> People sometimes ask, "Hasn't this already been done?" It would seem that
> it hasn't, which is why so much of the implementing code has to be
designed
> and developed rather than borrowed or reverse-engineered. In some ways,
the
> closest project to this one may have been been the various proprietary
> sites that used the Wikimedia update feed
> service<https://meta.wikimedia.org/wiki/Wikimedia_update_feed_service>to
> stay continuously up-to-date with Wikipedia, but to my knowledge none
> of
> them used MediaWiki as their engine, and their inner workings are a
> mystery.

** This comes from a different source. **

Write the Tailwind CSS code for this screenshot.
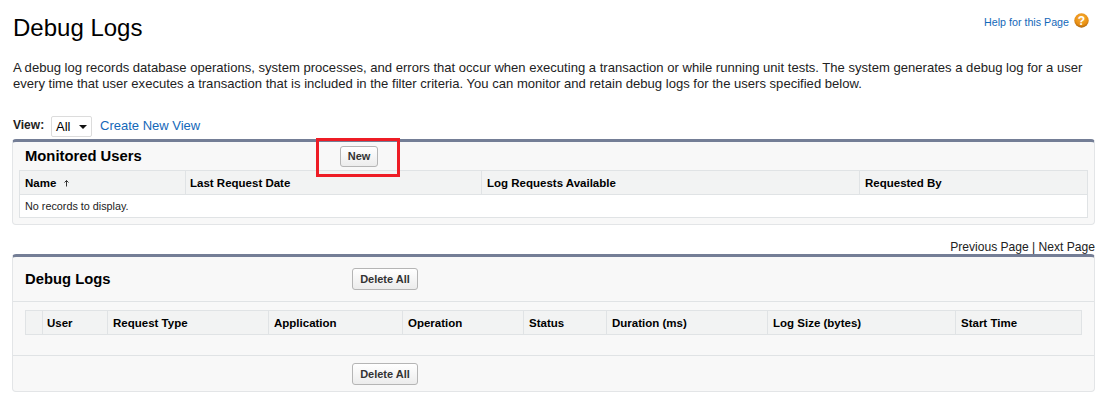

Those also tended to be read-only rather than mass collaborative
> sites.

Id say that http://getwiki.net/-GetWiki:1.0 was similar to your "superset"
concept (minus the merging part)

>
> there will inevitably arise completely Inclupedia-specific matters that
> need to be dealt with in a different venue. Presumably, it'll be necessary
> to create a whole new infrastructure of bug reporting, mailing lists, IRC
> channels, etc. But, I want to get it right from the beginning, since this
> is an opportunity to start from scratch (e.g. maybe there is a better code
> review tool than Gerrit?) I have created Meta-Inclu as a venue for project
> coordination.

Be careful here - well its important to have bug tracker, etc -
concentrating too much on support infrastructure and not enough on the
actual issue at hand is a way that new projects sometimes fail. These types
of things also  tend not to be needed by small just-starting-out projects
in the same way that large projects need them. Of course every project is
different and you are in the best position to evaluate your project's needs.